To what extent were the following Revolutions: American, French, and Russian inevitable?You must refer to the similarities and differences between all three Revolutions.
All three revolutions were caused by pressures which built up over time. In the American revolution the pressures were economic, political and cultural. The economics of the British governorships and military in the New World required more tax revenues from the colonies, but the political structure of the colonial governments made it difficult for the colonists to accept being taxed by a legislature on the other side of the Atlantic in which they had no voice. Culturally, America had grown too independent of the "Mother Country" to submit to a British government doing something that seemed un-British to the colonists. The oppression of the British government was certainly mild compared to what prompted the other revolutions. The need for funds for defense of the colonies could have been explained to the colonial legislatures, and taxation undertaken through those bodies. The demand of Parliament for the "right" to tax and the autocratic attitude of King George III mitigated against peace.
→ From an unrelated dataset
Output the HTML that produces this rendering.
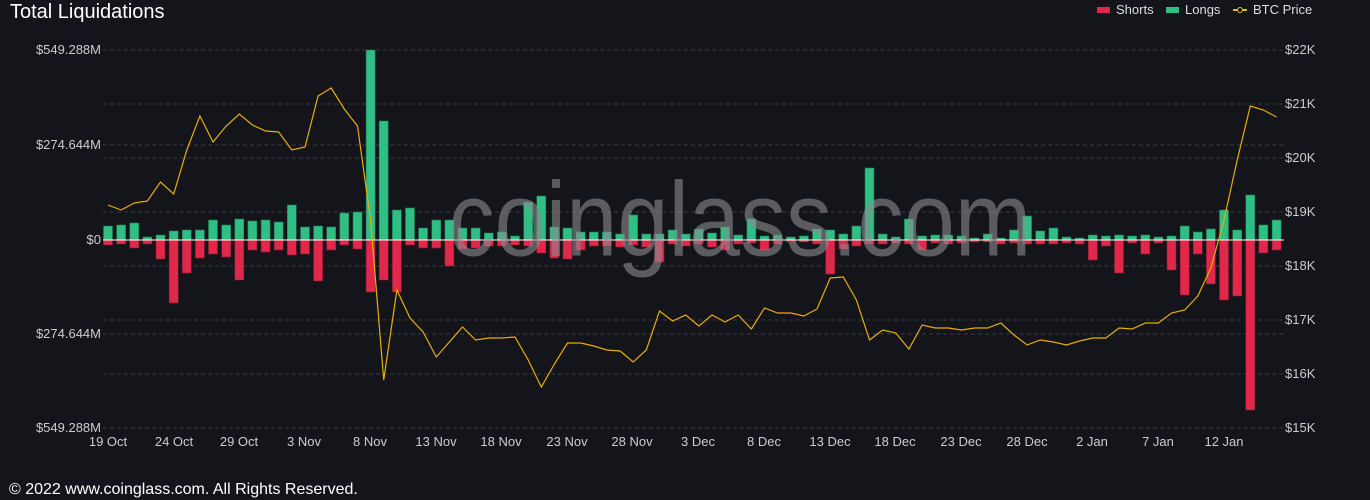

The French revolution was given impetus by the same political ideas from the Enlightenment which had affected the American ideals, and by the success of the American Revolution, but the mainspring of the revolt was the extreme taxation of the public and the extravagant waste of that money by the rulers, the oppressive nature of French laws and the obvious disdain the ruling class had for those they ruled. There were few real similarities to the American revolution; in America the actual break with Britain had been reluctant. The French rising against their age-old aristocratic system was wholehearted. Where there was some form of order maintained in America, the social destruction and loss of life of the French Revolution was appalling. Any action which could have been taken by the royal government to address the people's grievances would have been unthinkable to the members of the ruling class.
The citizens of Russia had what was still essentially a feudal system, the oppressiveness of the government was even more severe, the secret police brutally effective. Serfdom had been abolished barely a generation before. The Czar was the most autocratic ruler in the world. The people were as poor as the French peasants had been. The ruling class often thought of those they ruled as animals, and were as extravagent and vain as the French aristocracy had been. Some factions of the revolution were informed by American ideals, but the main wellsprings of the Russian Revolutions were socialist, communist and anarchist thought. The great loss of life in the First World War (and the ineptness of both the civil and military authorities) was the final straw to the long-suffering Russian peasants. As in France of the 18th century, the ruling class of Russia had little or no concept of addressing in any way the grievances of the people. Once the czarist government was overthrown the fragmented coalition was riven by dissension about continuing the war and by the various radical groups. Lenin was too well prepared, too intelligent, too adept politically to fail to overthrow that government. He then by ruthlessness and sheer force of personality seized control of the new government and established the Soviet state. Lenin's intellect and energy made his revolution the most inevitable of the three.